Started in San Francisco in September, The Bridge has been running in Paris for 5 years. It allows students who are most often French or Hispanic, to spend a semester in Berkeley by taking courses on entrepreneurship, then a semester in our premises to put the learning into practice.
Now that we have this Schoolab office in San Francisco, we offer to our students to spend the second semester here or in Paris.
They remain in a dynamic environment and develop their project in an accelerator format, benefiting from our advice and from our eco-system.
Co-working space is a key element of the program as students are immersed with resident companies, and business enablers.
Students who want to become entrepreneurs are allowed to refine their product idea, and to meet the one(s) who will become their co-founder(s) … one rarely starts a start-up alone.
When they integrate Schoolab, they are students with an entrepreneur spirit, when they leave, they have a product and co-founder.
Can you give us some examples of startups that have emerged after The Bridge:
Our alumni have largely contributed to provide the first two promos to the Refiners with Lalilo, Tempow or Snipfeed, did Y Combinator incubator program with Blue Cargo (YC2018) or have started without external help like Doctrine, and Hello Zack.
So, School, Accelerator or Co-working space?
Co-working space because we welcome our students from The Bridge in our space, and accelerator because we help them grow their project by providing with a conducive environment.
But first and foremost, we remain a school.

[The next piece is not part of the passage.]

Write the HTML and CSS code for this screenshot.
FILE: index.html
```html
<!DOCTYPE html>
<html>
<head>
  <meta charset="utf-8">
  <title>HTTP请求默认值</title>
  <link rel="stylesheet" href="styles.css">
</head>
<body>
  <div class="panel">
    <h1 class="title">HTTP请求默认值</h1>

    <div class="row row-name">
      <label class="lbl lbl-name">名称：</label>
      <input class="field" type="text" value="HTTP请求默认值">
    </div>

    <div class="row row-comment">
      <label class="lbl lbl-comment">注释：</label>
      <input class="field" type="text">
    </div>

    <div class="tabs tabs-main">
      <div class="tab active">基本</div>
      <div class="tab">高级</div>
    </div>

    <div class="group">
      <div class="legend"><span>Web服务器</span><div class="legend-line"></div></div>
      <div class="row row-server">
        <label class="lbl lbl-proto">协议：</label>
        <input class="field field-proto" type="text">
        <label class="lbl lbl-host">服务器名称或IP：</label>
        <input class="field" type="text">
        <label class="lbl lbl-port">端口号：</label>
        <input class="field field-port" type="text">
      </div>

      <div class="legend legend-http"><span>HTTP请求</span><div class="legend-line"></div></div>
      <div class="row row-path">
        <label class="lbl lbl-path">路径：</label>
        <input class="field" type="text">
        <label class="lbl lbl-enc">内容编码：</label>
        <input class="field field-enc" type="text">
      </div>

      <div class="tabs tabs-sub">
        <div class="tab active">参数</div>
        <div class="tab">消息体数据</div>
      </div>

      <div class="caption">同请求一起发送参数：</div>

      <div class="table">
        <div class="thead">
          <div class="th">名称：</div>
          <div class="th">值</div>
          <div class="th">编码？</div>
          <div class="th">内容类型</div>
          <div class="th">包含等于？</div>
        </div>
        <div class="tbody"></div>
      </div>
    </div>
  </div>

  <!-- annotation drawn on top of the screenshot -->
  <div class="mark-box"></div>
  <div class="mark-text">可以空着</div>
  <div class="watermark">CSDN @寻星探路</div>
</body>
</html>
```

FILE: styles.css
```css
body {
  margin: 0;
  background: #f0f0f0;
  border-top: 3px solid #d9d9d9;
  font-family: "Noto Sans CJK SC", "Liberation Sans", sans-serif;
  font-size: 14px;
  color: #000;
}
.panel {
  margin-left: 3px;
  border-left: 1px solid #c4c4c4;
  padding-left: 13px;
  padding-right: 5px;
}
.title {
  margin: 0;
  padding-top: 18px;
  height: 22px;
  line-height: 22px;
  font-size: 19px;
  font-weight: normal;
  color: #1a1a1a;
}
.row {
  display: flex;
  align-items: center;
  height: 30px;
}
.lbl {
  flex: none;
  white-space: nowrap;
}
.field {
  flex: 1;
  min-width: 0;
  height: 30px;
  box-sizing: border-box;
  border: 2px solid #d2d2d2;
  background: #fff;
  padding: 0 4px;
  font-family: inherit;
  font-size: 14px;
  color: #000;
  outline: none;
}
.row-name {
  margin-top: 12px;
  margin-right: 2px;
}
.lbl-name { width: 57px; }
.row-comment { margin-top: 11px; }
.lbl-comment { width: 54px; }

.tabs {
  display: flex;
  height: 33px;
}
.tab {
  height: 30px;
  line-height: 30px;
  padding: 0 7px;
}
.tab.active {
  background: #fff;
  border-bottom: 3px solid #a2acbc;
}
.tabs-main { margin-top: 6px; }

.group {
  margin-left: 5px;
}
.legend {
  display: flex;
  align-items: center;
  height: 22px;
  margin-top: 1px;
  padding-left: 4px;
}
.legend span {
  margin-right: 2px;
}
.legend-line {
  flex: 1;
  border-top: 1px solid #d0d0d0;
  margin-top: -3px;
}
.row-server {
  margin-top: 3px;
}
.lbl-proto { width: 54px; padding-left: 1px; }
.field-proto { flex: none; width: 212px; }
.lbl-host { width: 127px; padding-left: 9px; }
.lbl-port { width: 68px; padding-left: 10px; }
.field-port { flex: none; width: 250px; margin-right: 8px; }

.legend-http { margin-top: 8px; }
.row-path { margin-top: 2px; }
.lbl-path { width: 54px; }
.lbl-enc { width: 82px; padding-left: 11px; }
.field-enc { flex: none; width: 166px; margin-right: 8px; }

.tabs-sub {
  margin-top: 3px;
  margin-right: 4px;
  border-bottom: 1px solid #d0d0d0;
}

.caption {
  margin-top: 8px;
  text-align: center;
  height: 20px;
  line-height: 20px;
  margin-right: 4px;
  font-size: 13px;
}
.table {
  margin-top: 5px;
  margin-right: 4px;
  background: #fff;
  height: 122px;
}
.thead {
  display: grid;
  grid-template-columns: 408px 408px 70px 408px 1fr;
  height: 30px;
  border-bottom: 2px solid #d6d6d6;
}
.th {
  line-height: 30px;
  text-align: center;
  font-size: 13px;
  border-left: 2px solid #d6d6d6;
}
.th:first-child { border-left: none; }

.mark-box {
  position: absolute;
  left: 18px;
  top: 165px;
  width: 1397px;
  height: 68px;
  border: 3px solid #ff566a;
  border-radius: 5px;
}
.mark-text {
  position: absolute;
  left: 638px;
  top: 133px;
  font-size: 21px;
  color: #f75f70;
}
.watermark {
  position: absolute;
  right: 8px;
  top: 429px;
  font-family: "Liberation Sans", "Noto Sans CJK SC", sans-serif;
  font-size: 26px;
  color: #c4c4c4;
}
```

We do not fund our startups, we want to decorrelate the search for funding from their success. Some go on with their own funding … and we do not want to influence their decision. We reveal potentials and make connections if necessary. It stops there.

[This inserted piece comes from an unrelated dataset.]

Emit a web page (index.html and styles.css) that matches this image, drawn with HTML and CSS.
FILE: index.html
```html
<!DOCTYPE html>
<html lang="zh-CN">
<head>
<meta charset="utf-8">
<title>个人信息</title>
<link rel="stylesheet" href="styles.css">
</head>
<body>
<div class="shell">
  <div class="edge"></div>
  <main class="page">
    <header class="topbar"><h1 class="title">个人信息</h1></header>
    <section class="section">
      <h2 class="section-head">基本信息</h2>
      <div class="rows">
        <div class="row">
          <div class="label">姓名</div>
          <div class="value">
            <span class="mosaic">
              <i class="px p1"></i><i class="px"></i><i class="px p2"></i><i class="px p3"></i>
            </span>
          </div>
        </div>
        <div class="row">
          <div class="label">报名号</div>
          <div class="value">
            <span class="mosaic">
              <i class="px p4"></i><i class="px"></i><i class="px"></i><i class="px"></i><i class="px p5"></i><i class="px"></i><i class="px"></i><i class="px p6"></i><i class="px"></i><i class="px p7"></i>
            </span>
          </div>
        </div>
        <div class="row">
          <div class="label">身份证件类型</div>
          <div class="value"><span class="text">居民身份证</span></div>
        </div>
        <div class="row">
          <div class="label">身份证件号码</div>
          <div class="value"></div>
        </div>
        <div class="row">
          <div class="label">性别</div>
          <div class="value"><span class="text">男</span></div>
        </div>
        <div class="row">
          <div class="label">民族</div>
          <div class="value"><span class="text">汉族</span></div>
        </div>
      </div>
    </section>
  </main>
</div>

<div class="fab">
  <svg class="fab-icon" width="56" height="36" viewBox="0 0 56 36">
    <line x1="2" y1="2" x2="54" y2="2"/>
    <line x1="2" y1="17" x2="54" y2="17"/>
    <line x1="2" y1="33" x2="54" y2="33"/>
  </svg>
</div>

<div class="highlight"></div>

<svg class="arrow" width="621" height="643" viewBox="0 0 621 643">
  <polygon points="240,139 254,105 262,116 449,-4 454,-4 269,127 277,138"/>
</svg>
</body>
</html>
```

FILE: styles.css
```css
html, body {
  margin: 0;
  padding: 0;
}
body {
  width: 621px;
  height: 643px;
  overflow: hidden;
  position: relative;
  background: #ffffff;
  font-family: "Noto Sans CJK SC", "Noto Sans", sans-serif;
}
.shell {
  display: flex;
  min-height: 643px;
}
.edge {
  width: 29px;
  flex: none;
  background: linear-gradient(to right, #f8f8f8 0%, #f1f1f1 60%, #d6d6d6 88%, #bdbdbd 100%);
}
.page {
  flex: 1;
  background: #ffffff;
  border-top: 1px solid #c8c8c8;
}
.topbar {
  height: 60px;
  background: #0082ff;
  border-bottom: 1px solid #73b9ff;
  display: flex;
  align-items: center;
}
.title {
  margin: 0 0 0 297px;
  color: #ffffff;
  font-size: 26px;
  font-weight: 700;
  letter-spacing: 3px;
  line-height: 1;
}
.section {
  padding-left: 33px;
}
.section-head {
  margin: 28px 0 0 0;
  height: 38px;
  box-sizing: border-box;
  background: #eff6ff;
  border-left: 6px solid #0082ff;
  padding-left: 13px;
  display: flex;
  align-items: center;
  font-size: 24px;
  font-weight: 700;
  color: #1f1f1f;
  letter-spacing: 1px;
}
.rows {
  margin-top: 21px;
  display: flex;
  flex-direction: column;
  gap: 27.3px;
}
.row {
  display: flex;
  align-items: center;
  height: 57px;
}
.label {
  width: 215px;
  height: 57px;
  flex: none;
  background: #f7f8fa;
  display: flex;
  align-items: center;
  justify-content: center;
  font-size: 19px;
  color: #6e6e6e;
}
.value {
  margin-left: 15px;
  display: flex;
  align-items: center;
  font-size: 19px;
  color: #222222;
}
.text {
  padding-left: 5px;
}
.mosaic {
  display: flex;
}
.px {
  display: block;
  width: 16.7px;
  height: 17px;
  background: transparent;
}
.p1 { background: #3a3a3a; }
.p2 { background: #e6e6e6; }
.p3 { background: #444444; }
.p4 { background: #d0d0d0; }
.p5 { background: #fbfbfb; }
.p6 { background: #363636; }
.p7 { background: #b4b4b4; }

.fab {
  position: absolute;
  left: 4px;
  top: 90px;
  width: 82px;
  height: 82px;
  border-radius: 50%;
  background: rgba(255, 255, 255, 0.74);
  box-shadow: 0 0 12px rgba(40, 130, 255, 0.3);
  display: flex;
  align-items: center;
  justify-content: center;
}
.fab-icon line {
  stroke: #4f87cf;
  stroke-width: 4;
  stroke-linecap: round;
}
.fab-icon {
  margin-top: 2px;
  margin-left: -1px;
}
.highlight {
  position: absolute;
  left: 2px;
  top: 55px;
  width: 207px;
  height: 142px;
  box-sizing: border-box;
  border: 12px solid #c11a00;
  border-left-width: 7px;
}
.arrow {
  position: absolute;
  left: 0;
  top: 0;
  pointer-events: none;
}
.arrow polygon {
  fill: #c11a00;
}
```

But what sets Schoolab apart from existing programs?
What initially contributed to our success in France was the fact that we imported the model from Silicon Valley, its innovative methods, such as “design thinking”.

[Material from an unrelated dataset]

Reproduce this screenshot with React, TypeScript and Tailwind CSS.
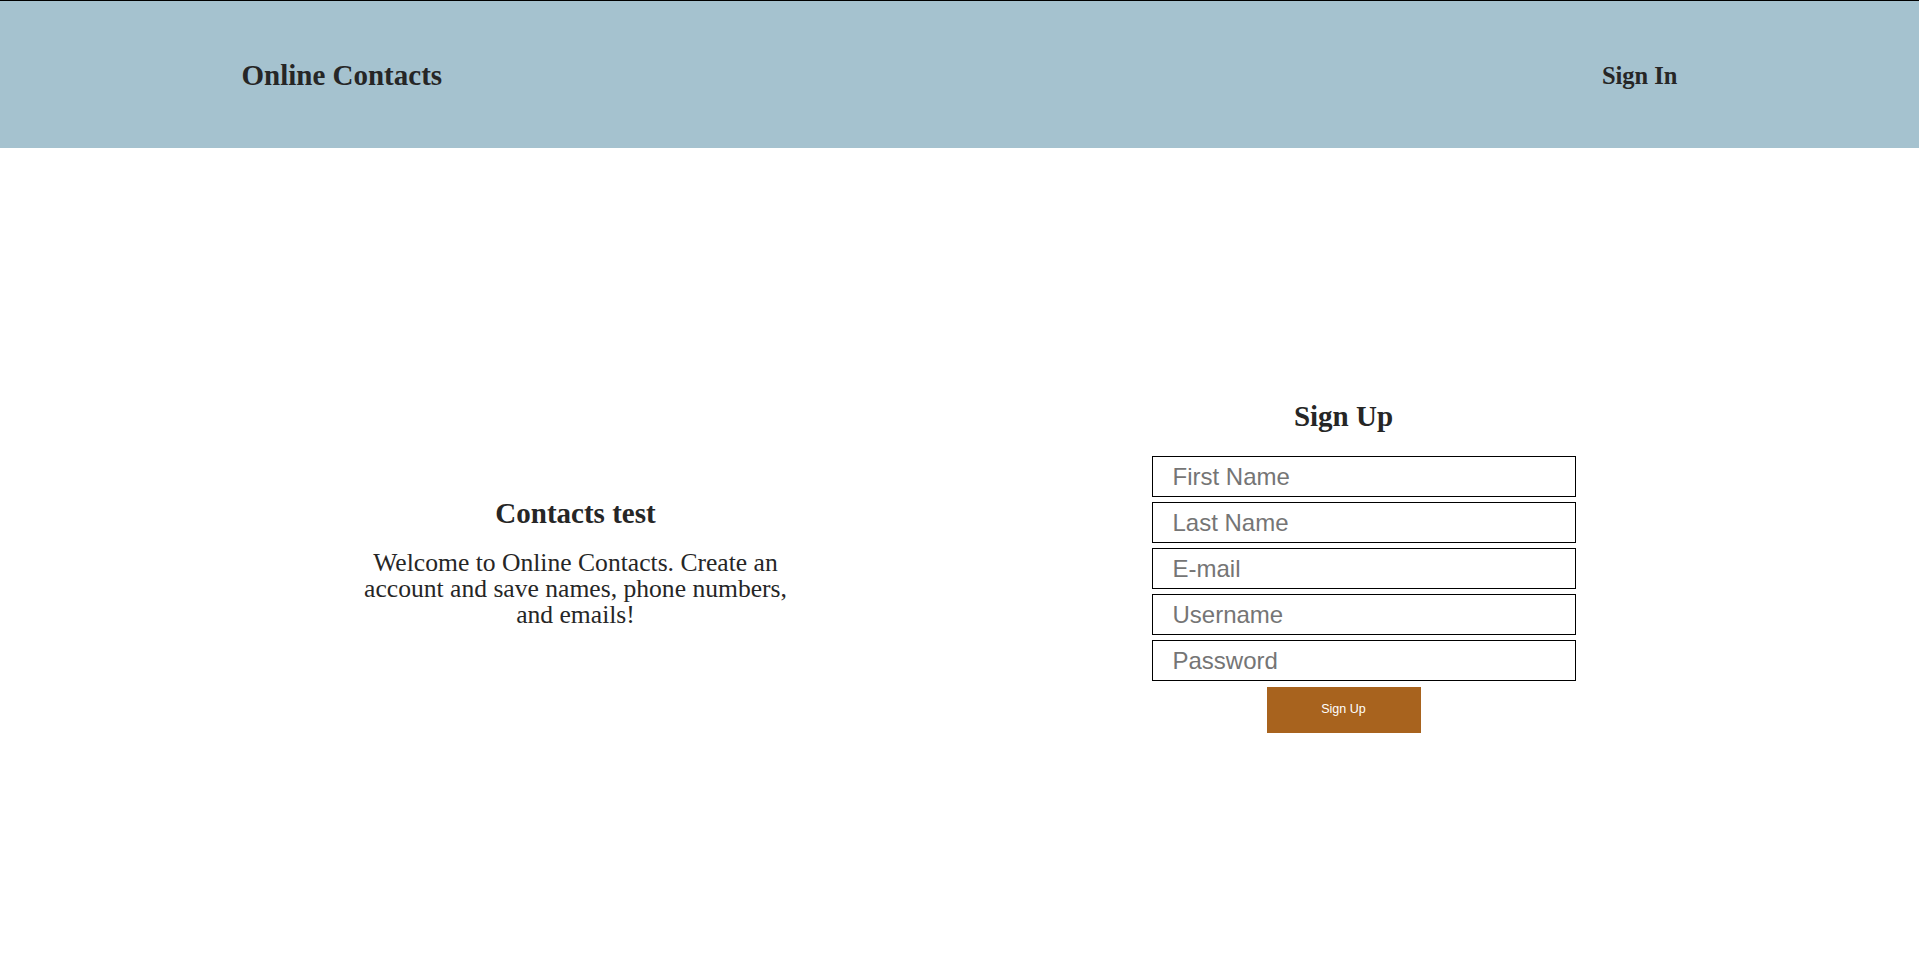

When we came to Silicon Valley, we obviously wondered what we could bring to local businesses.
We do not pretend to transform the world, but we think it is time for companies to address the new generations, the Millennials, with products and services that carry values that make sense to them.
We believe that a company that embraces ethical issues will do better in the future, including from an economic viewpoint, than a company that does not incorporate these values.
Examples of lack of ethics are numerous at this very moment; it’s not without consequences for those businesses and can permanently scorches their image.
We propose to companies that want to play the game, to reflect together, with our talents on major topics such as:
- Deplastifying the Planet (current topic of the program)
- Artificial Intelligence and Ethics (potential subject for the cycle that will start in September 2020)
- Redefining what makes Success (not definitive)
- And the Future of Food.
We also organized conferences around food with JustEgg, Impossible Foods and we have more to come for 2020.
We believe that we need to help businesses reconcile with the millenials and thus question the codes of the older generations.